Tara Brach told this story: In the first week of life of a set of twins, each one was isolated in her respective incubator. One was not expected to live. A hospital nurse fought against the rules and placed both babies in one incubator. When they were together, the healthier of the two threw an arm over her sister in an endearing embrace. The smaller baby’s heart rate stabilized and her temperature rose to normal. Through connection and love, the weaker twin went on to live and thrive.
My reflection: When my son was in active addiction, the standard advice for parents was tough love. Although there were some aspects of merit to this thought, in Italy I learned a more effective approach for our family: “Stay Close. Don’t abandon him, but stay out of the chaos of his addiction.” By staying close, my son knew my boundaries, yet he also felt connected. He knew he was not alone in his battle.
Today’s Promise to consider: Today, let us remember Rumi’s words:
Through love all that is bitter will be sweet.
Through love all that is copper will be gold.
Through love all dregs will become wine.
Through love all pain will turn to medicine.

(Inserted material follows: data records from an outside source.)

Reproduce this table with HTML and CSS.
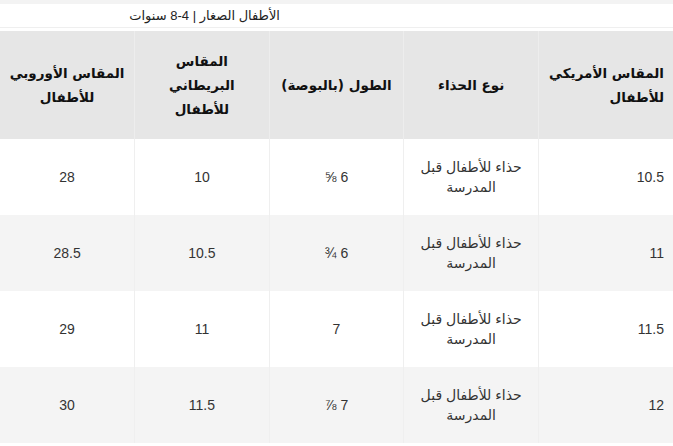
FILE: index.html
```html
<!DOCTYPE html>
<html lang="ar" dir="rtl">
<head>
<meta charset="utf-8">
<title>جدول المقاسات</title>
<link rel="stylesheet" href="styles.css">
</head>
<body>
<div class="top-strip"></div>
<div class="caption-row">
  <span class="caption">الأطفال الصغار | 4-8 سنوات</span>
</div>
<table class="size-table">
  <thead>
    <tr>
      <th class="first">المقاس الأمريكي للأطفال</th>
      <th>نوع الحذاء</th>
      <th>الطول (بالبوصة)</th>
      <th>المقاس البريطاني للأطفال</th>
      <th>المقاس الأوروبي للأطفال</th>
    </tr>
  </thead>
  <tbody>
    <tr>
      <td class="first">10.5</td>
      <td>حذاء للأطفال قبل المدرسة</td>
      <td>6 ⅝</td>
      <td>10</td>
      <td>28</td>
    </tr>
    <tr class="alt">
      <td class="first">11</td>
      <td>حذاء للأطفال قبل المدرسة</td>
      <td>6 ¾</td>
      <td>10.5</td>
      <td>28.5</td>
    </tr>
    <tr>
      <td class="first">11.5</td>
      <td>حذاء للأطفال قبل المدرسة</td>
      <td>7</td>
      <td>11</td>
      <td>29</td>
    </tr>
    <tr class="alt">
      <td class="first">12</td>
      <td>حذاء للأطفال قبل المدرسة</td>
      <td>7 ⅞</td>
      <td>11.5</td>
      <td>30</td>
    </tr>
  </tbody>
</table>
</body>
</html>
```
FILE: styles.css
```css
html, body {
  margin: 0;
  padding: 0;
  background: #ffffff;
}
body {
  font-family: "Liberation Sans", "DejaVu Sans", sans-serif;
  color: #333333;
  width: 673px;
  overflow: hidden;
}
.top-strip {
  height: 4px;
  background: #f3f3f3;
}
.caption-row {
  height: 23px;
  border-bottom: 1px solid #efefef;
  margin-bottom: 3px;
  display: flex;
  align-items: center;
  padding-right: 393px;
}
.caption {
  font-size: 13px;
  color: #222222;
  line-height: 18px;
}
.size-table {
  width: 673px;
  table-layout: fixed;
  border-collapse: collapse;
}
.size-table th {
  background: #e6e6e6;
  color: #111111;
  font-family: "DejaVu Sans", sans-serif;
  font-weight: bold;
  font-size: 13.5px;
  line-height: 24px;
  padding: 18px 6px;
  height: 72px;
  text-align: center;
  border-left: 1px solid #ededed;
  vertical-align: middle;
}
.size-table td {
  font-size: 14px;
  line-height: 20px;
  padding: 18px 6px;
  height: 40px;
  text-align: center;
  vertical-align: middle;
  border-left: 1px solid #efefef;
  color: #333333;
}
.size-table th.first,
.size-table td.first {
  text-align: right;
  padding-right: 9px;
  padding-left: 2px;
}
.size-table th:last-child,
.size-table td:last-child {
  border-left: none;
}
.size-table tr.alt td {
  background: #f4f4f4;
}
```
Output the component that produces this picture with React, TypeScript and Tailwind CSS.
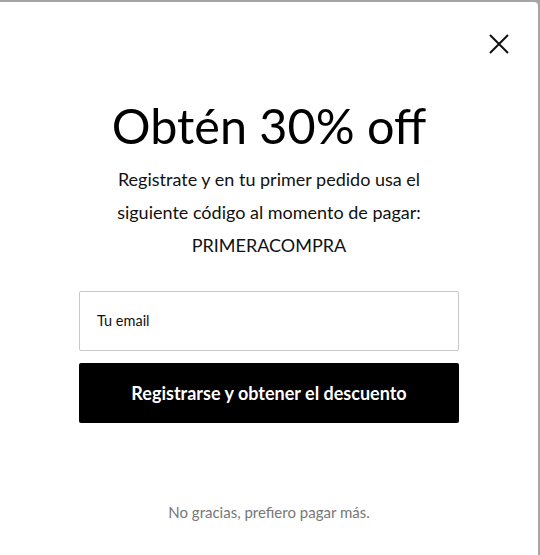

Let us join together in prayer that love will be the healing energy in our suffering ones’ lives.4527
Always, always, Libby, you say the things that I need to hear.
Thanks, Pamela. We walk together and help each other. xo
I am trying with my daughter to set boundaries and show her love. How do you handle it when they do not stay within the boundaries, for example, I let her use the car to go to IOP and meetings but then she comes home hours late acting like it’s no big deal. Or I ask her location services to be on while using our vehicle and they never are she claims something wrong with the phone… I’m so anxious and frustrated.. she’s been out of rehab now for a week and 3 days.
Dearest Trish, Dr. MacAfee, my son’s beloved addiction therapist, once told me, “Boundaries are essential – not just for the parent, but for the addict. Like driving over a bridge, the person needs guard rails to keep her safe or she drives right over the edge. The addict needs to trust the parent will keep the boundary and she needs to know, really know, where the parent starts and stops.”
It took for 14 years to learn this lesson. In the end, I only made statements that I was sure I could keep. My son needed to know – for his own sake – what I would accept and what I wouldn’t.
My love to you and my prayers.
Trish, I experience the same type of situation with my son. What I learned was this, if my child was not willing to abide by our boundaries then it was also likely they are not following their recovery plan either. This leads to relapse! So, I learned to be understanding and not angry, I learned to be forgiving and not disappointed, I learned to be loving and not frustrated, I learned to be patient and not anxious. The disease of addiction has to run its course. Our children find recovery in their own way and in their own time. Prayers for you and your daughter.
Dearest Pat, Your comment is beautiful and it speaks to me – not just with addiction, but in everyday family life: “So, I learned to be understanding and not angry, I learned to be forgiving and not disappointed, I learned to be loving and not frustrated, I learned to be patient and not anxious.” How I wish I could do this with both my sons. How I wish the world worked this way. My sincere thanks.
My friend has his medical license suspended and is now out of money as he blew thru all his retirement. My heart aches for him. I use to tell him he would lose everything if he continued down this path. I pray he survives this all.
Dear Linda, I join you in prayer. Addiction wants to suffocate us. xo
Love, always. It was so good when we found Libby, someone who understood how we travelled .. boundaries are good, necessary yes ,but trust your love. then you will not act out of fear or trying to fix .. love them right where they are. We can only love, love love. We parents of struggling ones know the meaning of true love. I think must be how God looks down weeping and still loves us
Dearest Joy, Your message – love, love, love – is like manna in the desert of addiction. Our suffering ones need to know they are loved and not alone. I love your thought: “God looks down weeping and still loves us.” God bless you. Thank you.
I just want to thank you for your mediations every Thursday, sometimes they’re the only thing that keeps me going
Dearest Mona, Your comment means the world to me and my sons. Thank you. YOU keep us going.